When a person dies, his or her spouse and children often have inheritance rights. Many Florida residents may be unaware of how these rights work. When a person dies without a will, the money and assets will go to the spouse or next of kin – children, siblings, parents, even cousins or nieces and nephews. These may not be the intended heirs, which is why some people choose to transfer their inheritance rights.

An example is a man dying without a written will. While alive, he orally discussed with his family his intention to leave half of everything he owned to his long-time girlfriend. Because he died without a will, everything would legally go to his family. Because he was not married to the girlfriend, she would not be given anything and would have no rights to the estate. However, in this case, the family members can transfer their inheritance rights to the girlfriend so that the man’s final wishes can be carried out.

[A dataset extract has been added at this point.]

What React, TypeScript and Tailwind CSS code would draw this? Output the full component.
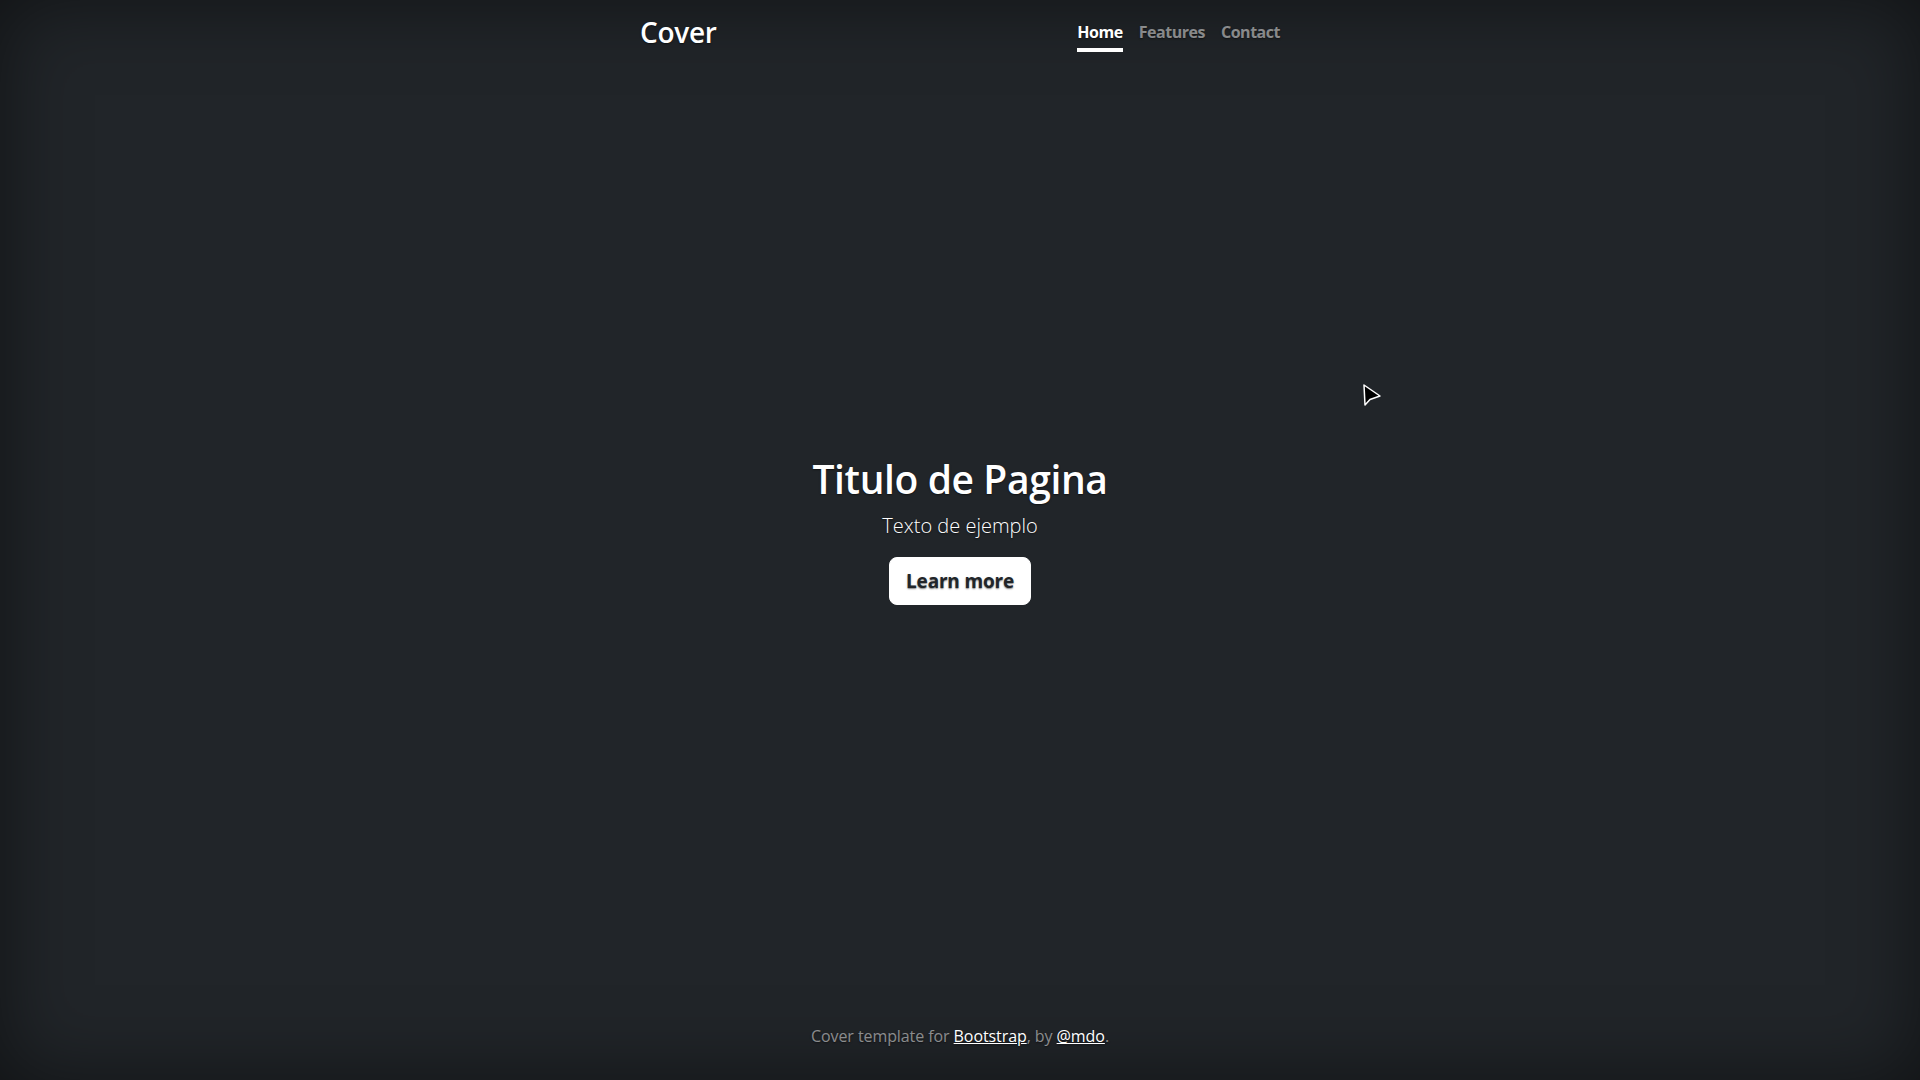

When a trust is involved, however, the process is a little more complicated. If the trust offers a power of appointment, then the beneficiary can exercise this tool to transfer the assets to another person. Without, this power of appointment, however, transferring inheritance rights can be next to impossible because most trusts include anti-alienation laws that prevent this. But in some cases, the beneficiary may be able to renounce his or her rights within nine months after the person dies.

For the most part, the surviving spouse automatically has the right to receive a deceased spouse’s property. Children, however, do not have this same right. If a child is omitted from a will, state law does protect them, though. If a child is to be purposely omitted from a will, the will must explicitly state this.